[Your instructions]:
Please output every line of the material as it stands, without the pictures.

[Data shown]:
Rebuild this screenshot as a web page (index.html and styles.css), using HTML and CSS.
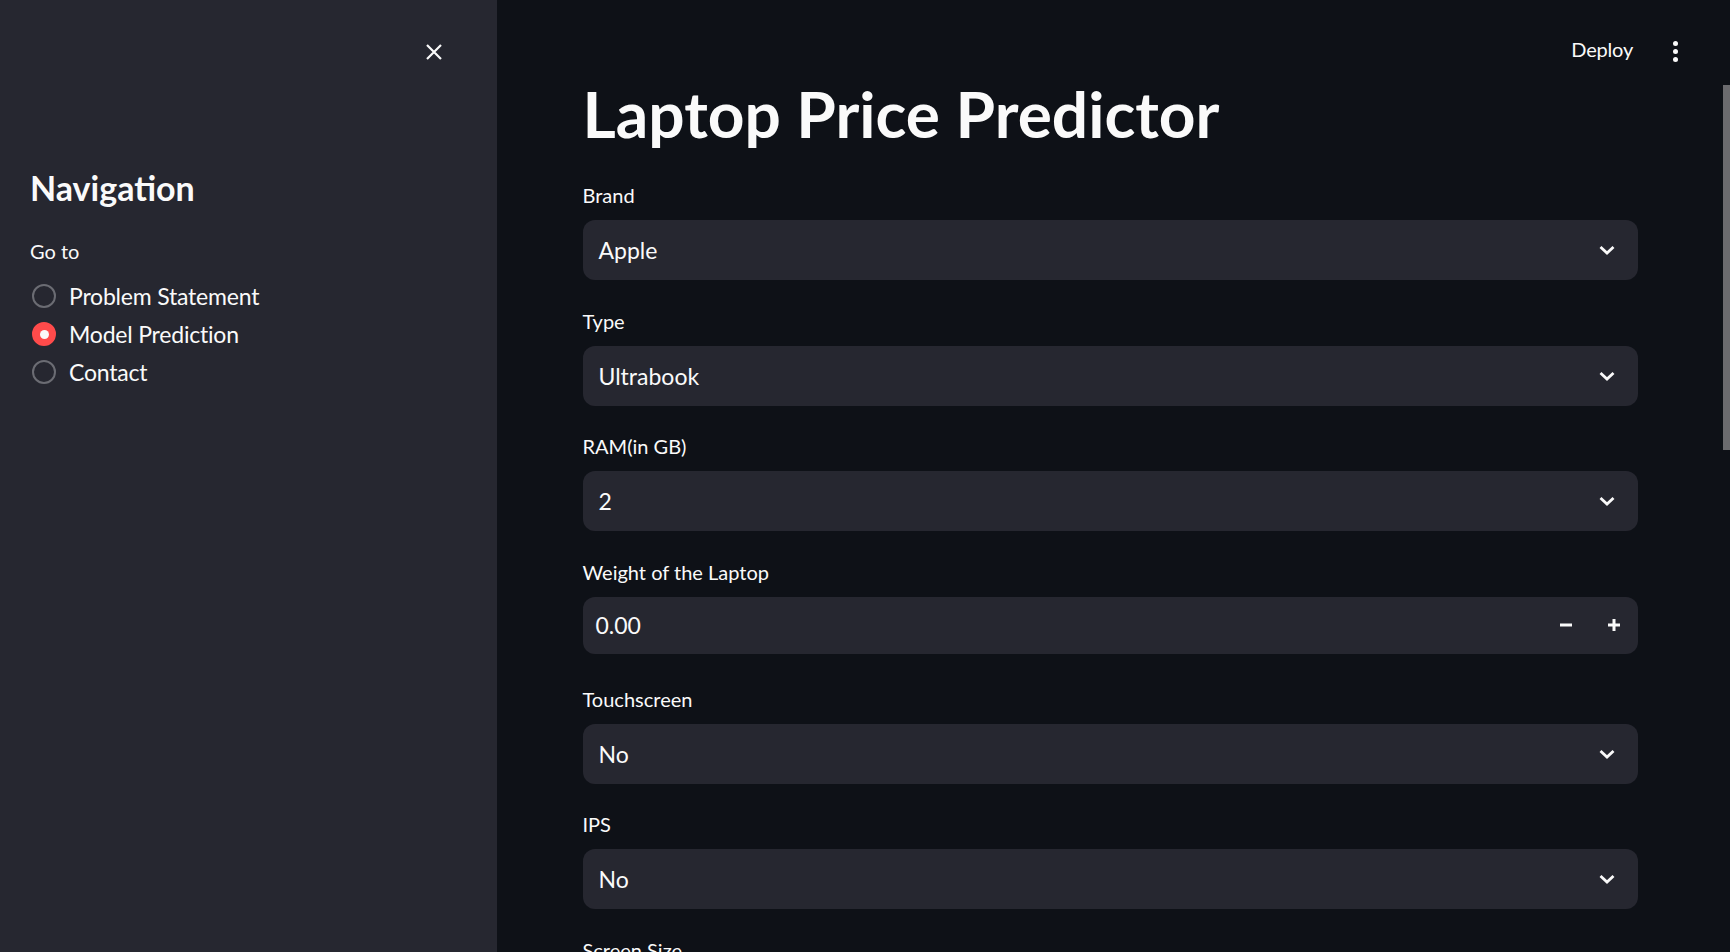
FILE: index.html
```html
<!DOCTYPE html>
<html lang="en">
<head>
<meta charset="utf-8">
<title>Laptop Price Predictor</title>
<link rel="stylesheet" href="styles.css">
</head>
<body>
<div class="app">
  <aside class="sidebar">
    <div class="sidebar-top">
      <button class="close-btn" aria-label="Close sidebar">
        <svg width="18" height="18" viewBox="0 0 18 18"><path d="M2 2 L16 16 M16 2 L2 16" stroke="#fafafa" stroke-width="2.2" stroke-linecap="butt" fill="none"/></svg>
      </button>
    </div>
    <div class="sidebar-content">
      <h2 class="side-title">Navigation</h2>
      <div class="field-label side-label">Go to</div>
      <div class="radio-group">
        <div class="radio-row"><span class="radio"></span><span class="radio-text">Problem Statement</span></div>
        <div class="radio-row"><span class="radio selected"></span><span class="radio-text">Model Prediction</span></div>
        <div class="radio-row"><span class="radio"></span><span class="radio-text">Contact</span></div>
      </div>
    </div>
  </aside>
  <main class="main">
    <header class="topbar">
      <span class="deploy">Deploy</span>
      <span class="kebab"><i></i><i></i><i></i></span>
    </header>
    <div class="block">
      <h1 class="title">Laptop Price Predictor</h1>

      <div class="field">
        <div class="field-label">Brand</div>
        <div class="select"><span>Apple</span><svg class="chev" width="18" height="12" viewBox="0 0 18 12"><path d="M2.5 3 L9 9 L15.5 3" stroke="#fafafa" stroke-width="2.8" fill="none"/></svg></div>
      </div>

      <div class="field">
        <div class="field-label">Type</div>
        <div class="select"><span>Ultrabook</span><svg class="chev" width="18" height="12" viewBox="0 0 18 12"><path d="M2.5 3 L9 9 L15.5 3" stroke="#fafafa" stroke-width="2.8" fill="none"/></svg></div>
      </div>

      <div class="field">
        <div class="field-label">RAM(in GB)</div>
        <div class="select"><span>2</span><svg class="chev" width="18" height="12" viewBox="0 0 18 12"><path d="M2.5 3 L9 9 L15.5 3" stroke="#fafafa" stroke-width="2.8" fill="none"/></svg></div>
      </div>

      <div class="field">
        <div class="field-label">Weight of the Laptop</div>
        <div class="number">
          <span class="num-value">0.00</span>
          <span class="step minus"><svg width="14" height="14" viewBox="0 0 14 14"><path d="M1 7 H13" stroke="#fafafa" stroke-width="3"/></svg></span>
          <span class="step plus"><svg width="14" height="14" viewBox="0 0 14 14"><path d="M1 7 H13 M7 1 V13" stroke="#fafafa" stroke-width="3"/></svg></span>
        </div>
      </div>

      <div class="field">
        <div class="field-label">Touchscreen</div>
        <div class="select"><span>No</span><svg class="chev" width="18" height="12" viewBox="0 0 18 12"><path d="M2.5 3 L9 9 L15.5 3" stroke="#fafafa" stroke-width="2.8" fill="none"/></svg></div>
      </div>

      <div class="field">
        <div class="field-label">IPS</div>
        <div class="select"><span>No</span><svg class="chev" width="18" height="12" viewBox="0 0 18 12"><path d="M2.5 3 L9 9 L15.5 3" stroke="#fafafa" stroke-width="2.8" fill="none"/></svg></div>
      </div>

      <div class="field">
        <div class="field-label">Screen Size</div>
        <div class="select"><span>13.3</span></div>
      </div>
    </div>
    <div class="scroll-thumb"></div>
  </main>
</div>
</body>
</html>
```

FILE: styles.css
```css
* { box-sizing: border-box; }
html, body {
  margin: 0;
  padding: 0;
  height: 952px;
  overflow: hidden;
  background: #0e1117;
  color: #fafafa;
  font-family: "Lato", "Noto Sans", sans-serif;
}
.app {
  display: flex;
  height: 952px;
}
.sidebar {
  width: 497px;
  flex: none;
  background: #262730;
  height: 100%;
}
.sidebar-top {
  height: 166px;
  display: flex;
  justify-content: flex-end;
  align-items: flex-start;
  padding: 36px 47px 0 0;
}
.close-btn {
  width: 32px;
  height: 32px;
  border: 0;
  background: transparent;
  padding: 0;
  display: flex;
  align-items: center;
  justify-content: center;
}
.sidebar-content {
  padding: 0 30px;
}
.side-title {
  margin: 0;
  font-size: 34px;
  line-height: 43px;
  font-weight: 700;
}
.field-label {
  font-size: 20px;
  line-height: 34px;
  height: 36px;
  margin-bottom: 6px;
}
.side-label {
  margin-top: 25px;
  margin-bottom: 7px;
}
.radio-group {
  display: flex;
  flex-direction: column;
}
.radio-row {
  height: 38px;
  display: flex;
  align-items: center;
  padding-left: 2px;
}
.radio {
  width: 24px;
  height: 24px;
  border-radius: 50%;
  border: 2px solid #6b6c73;
  margin-right: 13px;
  flex: none;
  display: flex;
  align-items: center;
  justify-content: center;
}
.radio.selected {
  background: #ff4b4b;
  border-color: #ff4b4b;
}
.radio.selected::after {
  content: "";
  width: 9px;
  height: 9px;
  border-radius: 50%;
  background: #fafafa;
}
.radio-text {
  font-size: 23px;
  letter-spacing: -0.2px;
}
.main {
  flex: 1;
  position: relative;
  padding-right: 7px;
  height: 100%;
  overflow: hidden;
}
.topbar {
  position: absolute;
  top: 0;
  right: 0;
  height: 100px;
  display: flex;
  align-items: flex-start;
  padding: 31px 52px 0 0;
  gap: 40px;
}
.deploy {
  font-size: 20px;
  line-height: 36px;
  letter-spacing: -0.2px;
}
.kebab {
  display: flex;
  flex-direction: column;
  gap: 3px;
  padding-top: 10px;
}
.kebab i {
  width: 5px;
  height: 5px;
  border-radius: 50%;
  background: #fafafa;
}
.block {
  width: 1055px;
  margin: 0 auto;
  padding-top: 74px;
}
.title {
  margin: 0 0 25px 0;
  font-size: 64px;
  line-height: 79px;
  font-weight: 700;
  letter-spacing: 0;
}
.field {
  display: flex;
  flex-direction: column;
  margin-bottom: 23.6px;
}
.select, .number {
  height: 60px;
  background: #262730;
  border-radius: 12px;
  display: flex;
  align-items: center;
  font-size: 23px;
}
.select {
  padding: 0 22px 0 16px;
  justify-content: space-between;
}
.chev { display: block; }
.number {
  height: 57px;
  padding: 0 0 0 13px;
  margin-bottom: 4.5px;
}
.num-value { flex: 1; }
.step {
  width: 48px;
  display: flex;
  justify-content: center;
}
.scroll-thumb {
  position: absolute;
  right: 0;
  top: 85px;
  width: 7px;
  height: 365px;
  background: #6b6b6e;
}
```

[Final answer]:
Rebuild this screenshot as a web page (index.html and styles.css), using HTML and CSS.
FILE: index.html
```html
<!DOCTYPE html>
<html lang="en">
<head>
<meta charset="utf-8">
<title>Laptop Price Predictor</title>
<link rel="stylesheet" href="styles.css">
</head>
<body>
<div class="app">
  <aside class="sidebar">
    <div class="sidebar-top">
      <button class="close-btn" aria-label="Close sidebar">
        <svg width="18" height="18" viewBox="0 0 18 18"><path d="M2 2 L16 16 M16 2 L2 16" stroke="#fafafa" stroke-width="2.2" stroke-linecap="butt" fill="none"/></svg>
      </button>
    </div>
    <div class="sidebar-content">
      <h2 class="side-title">Navigation</h2>
      <div class="field-label side-label">Go to</div>
      <div class="radio-group">
        <div class="radio-row"><span class="radio"></span><span class="radio-text">Problem Statement</span></div>
        <div class="radio-row"><span class="radio selected"></span><span class="radio-text">Model Prediction</span></div>
        <div class="radio-row"><span class="radio"></span><span class="radio-text">Contact</span></div>
      </div>
    </div>
  </aside>
  <main class="main">
    <header class="topbar">
      <span class="deploy">Deploy</span>
      <span class="kebab"><i></i><i></i><i></i></span>
    </header>
    <div class="block">
      <h1 class="title">Laptop Price Predictor</h1>

      <div class="field">
        <div class="field-label">Brand</div>
        <div class="select"><span>Apple</span><svg class="chev" width="18" height="12" viewBox="0 0 18 12"><path d="M2.5 3 L9 9 L15.5 3" stroke="#fafafa" stroke-width="2.8" fill="none"/></svg></div>
      </div>

      <div class="field">
        <div class="field-label">Type</div>
        <div class="select"><span>Ultrabook</span><svg class="chev" width="18" height="12" viewBox="0 0 18 12"><path d="M2.5 3 L9 9 L15.5 3" stroke="#fafafa" stroke-width="2.8" fill="none"/></svg></div>
      </div>

      <div class="field">
        <div class="field-label">RAM(in GB)</div>
        <div class="select"><span>2</span><svg class="chev" width="18" height="12" viewBox="0 0 18 12"><path d="M2.5 3 L9 9 L15.5 3" stroke="#fafafa" stroke-width="2.8" fill="none"/></svg></div>
      </div>

      <div class="field">
        <div class="field-label">Weight of the Laptop</div>
        <div class="number">
          <span class="num-value">0.00</span>
          <span class="step minus"><svg width="14" height="14" viewBox="0 0 14 14"><path d="M1 7 H13" stroke="#fafafa" stroke-width="3"/></svg></span>
          <span class="step plus"><svg width="14" height="14" viewBox="0 0 14 14"><path d="M1 7 H13 M7 1 V13" stroke="#fafafa" stroke-width="3"/></svg></span>
        </div>
      </div>

      <div class="field">
        <div class="field-label">Touchscreen</div>
        <div class="select"><span>No</span><svg class="chev" width="18" height="12" viewBox="0 0 18 12"><path d="M2.5 3 L9 9 L15.5 3" stroke="#fafafa" stroke-width="2.8" fill="none"/></svg></div>
      </div>

      <div class="field">
        <div class="field-label">IPS</div>
        <div class="select"><span>No</span><svg class="chev" width="18" height="12" viewBox="0 0 18 12"><path d="M2.5 3 L9 9 L15.5 3" stroke="#fafafa" stroke-width="2.8" fill="none"/></svg></div>
      </div>

      <div class="field">
        <div class="field-label">Screen Size</div>
        <div class="select"><span>13.3</span></div>
      </div>
    </div>
    <div class="scroll-thumb"></div>
  </main>
</div>
</body>
</html>
```

FILE: styles.css
```css
* { box-sizing: border-box; }
html, body {
  margin: 0;
  padding: 0;
  height: 952px;
  overflow: hidden;
  background: #0e1117;
  color: #fafafa;
  font-family: "Lato", "Noto Sans", sans-serif;
}
.app {
  display: flex;
  height: 952px;
}
.sidebar {
  width: 497px;
  flex: none;
  background: #262730;
  height: 100%;
}
.sidebar-top {
  height: 166px;
  display: flex;
  justify-content: flex-end;
  align-items: flex-start;
  padding: 36px 47px 0 0;
}
.close-btn {
  width: 32px;
  height: 32px;
  border: 0;
  background: transparent;
  padding: 0;
  display: flex;
  align-items: center;
  justify-content: center;
}
.sidebar-content {
  padding: 0 30px;
}
.side-title {
  margin: 0;
  font-size: 34px;
  line-height: 43px;
  font-weight: 700;
}
.field-label {
  font-size: 20px;
  line-height: 34px;
  height: 36px;
  margin-bottom: 6px;
}
.side-label {
  margin-top: 25px;
  margin-bottom: 7px;
}
.radio-group {
  display: flex;
  flex-direction: column;
}
.radio-row {
  height: 38px;
  display: flex;
  align-items: center;
  padding-left: 2px;
}
.radio {
  width: 24px;
  height: 24px;
  border-radius: 50%;
  border: 2px solid #6b6c73;
  margin-right: 13px;
  flex: none;
  display: flex;
  align-items: center;
  justify-content: center;
}
.radio.selected {
  background: #ff4b4b;
  border-color: #ff4b4b;
}
.radio.selected::after {
  content: "";
  width: 9px;
  height: 9px;
  border-radius: 50%;
  background: #fafafa;
}
.radio-text {
  font-size: 23px;
  letter-spacing: -0.2px;
}
.main {
  flex: 1;
  position: relative;
  padding-right: 7px;
  height: 100%;
  overflow: hidden;
}
.topbar {
  position: absolute;
  top: 0;
  right: 0;
  height: 100px;
  display: flex;
  align-items: flex-start;
  padding: 31px 52px 0 0;
  gap: 40px;
}
.deploy {
  font-size: 20px;
  line-height: 36px;
  letter-spacing: -0.2px;
}
.kebab {
  display: flex;
  flex-direction: column;
  gap: 3px;
  padding-top: 10px;
}
.kebab i {
  width: 5px;
  height: 5px;
  border-radius: 50%;
  background: #fafafa;
}
.block {
  width: 1055px;
  margin: 0 auto;
  padding-top: 74px;
}
.title {
  margin: 0 0 25px 0;
  font-size: 64px;
  line-height: 79px;
  font-weight: 700;
  letter-spacing: 0;
}
.field {
  display: flex;
  flex-direction: column;
  margin-bottom: 23.6px;
}
.select, .number {
  height: 60px;
  background: #262730;
  border-radius: 12px;
  display: flex;
  align-items: center;
  font-size: 23px;
}
.select {
  padding: 0 22px 0 16px;
  justify-content: space-between;
}
.chev { display: block; }
.number {
  height: 57px;
  padding: 0 0 0 13px;
  margin-bottom: 4.5px;
}
.num-value { flex: 1; }
.step {
  width: 48px;
  display: flex;
  justify-content: center;
}
.scroll-thumb {
  position: absolute;
  right: 0;
  top: 85px;
  width: 7px;
  height: 365px;
  background: #6b6b6e;
}
```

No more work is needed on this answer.